Forststraßen unterbrechen Wasserfluss
Ein Problem sind die Forststraßen mit ihren seitlichen Gräben. Forststraßen sind wichtig für Holztransport, Brandschutz und Unfallhilfe, aber negativ für den Wasserrückhalt - besonders in hängigen Regionen wie dem Steigerwald. Normalerweise würde das bodennahe Wasser an einem Hang langsam durch den Wurzelraum der Bäume ins Tal diffundieren. "Die in den Hang gebaute Straße durchbricht diesen Wasserfluss und entwässert so den Hang", kritisiert Karl Auerswald von der TU München.

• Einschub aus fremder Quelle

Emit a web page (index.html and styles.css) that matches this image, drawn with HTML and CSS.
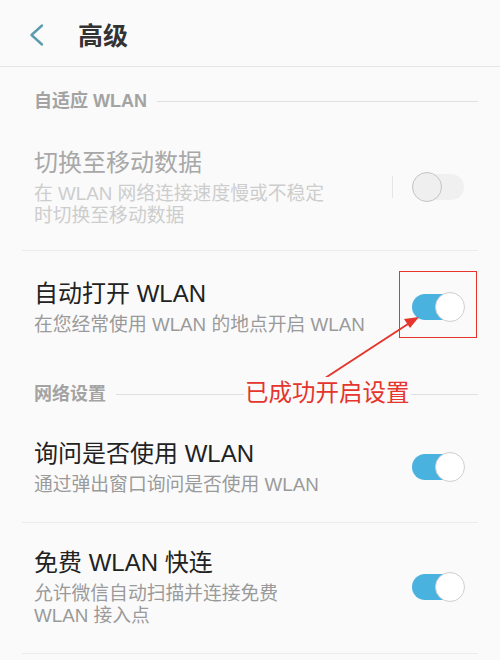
FILE: index.html
```html
<!DOCTYPE html>
<html lang="zh-CN">
<head>
<meta charset="utf-8">
<title>高级</title>
<link rel="stylesheet" href="styles.css">
</head>
<body>
<div class="page">
  <header class="topbar">
    <svg class="back" width="16" height="24" viewBox="0 0 16 24"><polyline points="13,2.5 2.5,12 13,21.5" fill="none" stroke="#5a9cae" stroke-width="2.4" stroke-linecap="round" stroke-linejoin="round"/></svg>
    <h1 class="title">高级</h1>
  </header>

  <div class="section s1"><span class="section-label">自适应 WLAN</span><span class="section-line"></span></div>

  <div class="item item-first disabled">
    <div class="text">
      <div class="item-title">切换至移动数据</div>
      <div class="item-sub">在 WLAN 网络连接速度慢或不稳定<br>时切换至移动数据</div>
    </div>
    <span class="vdiv"></span>
    <span class="switch off"><span class="thumb"></span></span>
  </div>

  <div class="item no-border">
    <div class="text">
      <div class="item-title">自动打开 WLAN</div>
      <div class="item-sub">在您经常使用 WLAN 的地点开启 WLAN</div>
    </div>
    <span class="switch on"><span class="thumb"></span></span>
  </div>

  <div class="section s2"><span class="section-label">网络设置</span><span class="section-line"></span></div>

  <div class="item">
    <div class="text">
      <div class="item-title">询问是否使用 WLAN</div>
      <div class="item-sub">通过弹出窗口询问是否使用 WLAN</div>
    </div>
    <span class="switch on"><span class="thumb"></span></span>
  </div>

  <div class="item">
    <div class="text">
      <div class="item-title">免费 WLAN 快连</div>
      <div class="item-sub">允许微信自动扫描并连接免费<br>WLAN 接入点</div>
    </div>
    <span class="switch on"><span class="thumb"></span></span>
  </div>

  <div class="mark-box"></div>
  <svg class="mark-arrow" width="500" height="660" viewBox="0 0 500 660">
    <line x1="319" y1="382" x2="408" y2="324" stroke="#e5352d" stroke-width="2"/>
    <polygon points="419,317 404,319 410,328" fill="#e5352d"/>
  </svg>
  <div class="mark-text">已成功开启设置</div>
</div>
</body>
</html>
```
FILE: styles.css
```css
html, body {
  margin: 0;
  padding: 0;
  background: #fafafa;
}
body {
  font-family: "Liberation Sans", "Noto Sans CJK SC", sans-serif;
  color: #222;
}
.page {
  position: relative;
  width: 500px;
  height: 660px;
  overflow: hidden;
}
.topbar {
  height: 66px;
  border-bottom: 1px solid #e6e6e6;
  display: flex;
  align-items: center;
  padding-left: 29px;
}
.back {
  display: block;
  margin-top: 3px;
}
.title {
  margin: 0 0 0 33px;
  padding-top: 6px;
  font-size: 25px;
  font-weight: 700;
  color: #333;
  line-height: 30px;
}
.section {
  display: flex;
  align-items: center;
  padding: 22px 22px 10px 34px;
}
.section.s2 {
  padding-bottom: 8px;
}
.section-label {
  font-size: 18px;
  line-height: 24px;
  font-weight: 700;
  color: #a3a3a3;
}
.section-line {
  flex: 1;
  height: 1px;
  background: #e0e0e0;
  margin-left: 10px;
}
.item {
  display: flex;
  align-items: center;
  margin: 0 22px;
  padding: 24px 14px 26px 12px;
  border-bottom: 1px solid #ececec;
}
.item-first {
  padding-bottom: 23px;
}
.item.no-border {
  border-bottom: none;
  padding-top: 27px;
  padding-bottom: 24px;
}
.text {
  flex: 1;
}
.item-title {
  font-size: 24px;
  line-height: 32px;
  color: #222;
}
.item-sub {
  margin-top: 4px;
  font-size: 18.8px;
  line-height: 22px;
  color: #9a9a9a;
}
.disabled .item-title {
  color: #a8a8a8;
}
.disabled .item-sub {
  color: #cdcdcd;
}
.vdiv {
  width: 1px;
  height: 22px;
  background: #e6e6e6;
  margin-right: 19px;
}
.switch {
  position: relative;
  display: block;
  width: 52px;
  height: 26px;
  border-radius: 13px;
}
.switch.on {
  background: #4ab2df;
}
.switch.off {
  background: #f0f0f0;
}
.thumb {
  position: absolute;
  top: -2px;
  width: 28px;
  height: 28px;
  border-radius: 50%;
}
.switch.on .thumb {
  right: -1px;
  background: #fff;
  border: 1px solid #cfcfcf;
}
.switch.off .thumb {
  left: 0;
  background: #efefef;
  border: 1px solid #c4c4c4;
}
.mark-box {
  position: absolute;
  left: 399px;
  top: 271px;
  width: 76px;
  height: 65px;
  border: 1.5px solid #e5352d;
}
.mark-arrow {
  position: absolute;
  left: 0;
  top: 0;
}
.mark-text {
  position: absolute;
  left: 244px;
  top: 377px;
  font-size: 23.5px;
  line-height: 32px;
  color: #e5352d;
  background: #fafafa;
  padding: 0 1px;
}
```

Daran könnten auch Durchlassrohre nichts ändern, die alle 100 bis 300 Meter das Wasser aus dem Straßengraben ableiten. Auch Ulrich Mergner, langjähriger Leiter des staatlichen Forstbetriebs Ebrach, fordert ein Umdenken bei der Bewirtschaftung: "Schräge Hangrückewege, Gräben entlang von Forststraßen und Rückegassenabstände unter 40 Meter - die Trockenschäden in den Wäldern sind auch hausgemacht."
Fehlendes Gesamtkonzept
Bei den bayerischen Behörden ist die Dringlichkeit der Lage anscheinend noch nicht angekommen: Auf Anfrage des BR räumen die Landesanstalt für Wald und Forstwirtschaft (LWF), das Bayerische Forstministerium und die Bayerischen Staatsforsten ein, dass es bisher weder Forschungsprojekte zum Wasserrückhalt im Wald, noch strategische Planungen, spezielle Förderprogramme oder Handreichungen für die systematische Speicherung von Wasser im Wald gebe.
Der Fokus der Bayerischen Forstverwaltung liegt bisher vor allem im Waldumbau: Ein gemischter Wald mit unterschiedlich tief wurzelnden Baumarten kann mehr Wasser speichern und nutzen als Bestände mit nur einer Baumart.
Querrinnen leiten Wasser ab
Försterin Ellen Koller schafft indes Fakten in ihrem Revier - mit vielen kleinen Maßnahmen. Beispiel Rückegasse: Sie ziehen sich netzartig im Abstand von 30 bis 60 Metern durch die Wirtschaftswälder, um das Holz abzutransportieren.
Koller lässt nach der Holzernte Querrinnen in die Rückegassen baggern, sie verlaufen in spitzem Winkel von der Gasse weg und leiten das Wasser bei Starkregen in den Wald. "Dafür muss man dann auch mal Geld in die Hand nehmen", sagt die Försterin. Sie zwackt das Geld von ihrem Wegebau-Budget ab, wünschenswert wäre aber eine zielgerichtete Förderung, so Koller.
Totholz als Wasserspeicher
Ein kostenloser Wasserspeicher ist Totholz: Nach der Holzernte verbleibt im bayerischen Staatsforst ein Drittel eines Baumes im Wald, also Äste, Wurzelteller, Kronenmaterial. Das ist gut für die Artenvielfalt, aber auch für den Boden- und Wasserhaushalt: "Totholz wirkt wie ein Schwamm", sagt Koller.
"Wenn das Holz langsam vermodert, wird auch der Boden humoser und ein humoser Boden kann mehr Wasser speichern." Laut aktuellen Studien der ETH Zürich werden 18 Prozent des Jahresniederschlags im Wald in Totholz und der Streu am Boden gespeichert.
Tümpel für den Naturschutz
Der neu gebaggerte Tümpel wird in wenigen Jahren dicht bewachsen und von Libellen, Fröschen und Lurchen bewohnt sein. Das zeigen die Erfahrungen aus dem Forstbetrieb Ebrach, wo es bereits Hunderte kleiner und großer Tümpel gibt. Sie sind wertvolle Biotope und Lebensräume für Amphibien im Wald.
Die Anlage solcher Tümpel ist auch deshalb möglich und für Försterin Koller bezahlbar, weil sie zu 90 Prozent vom Freistaat Bayern gefördert werden. Aber auch das gehört zur Wahrheit: Das Geld gibt's für den Arten- und Naturschutz im Wald - der Wasserrückhalt ist nur ein willkommener Nebeneffekt.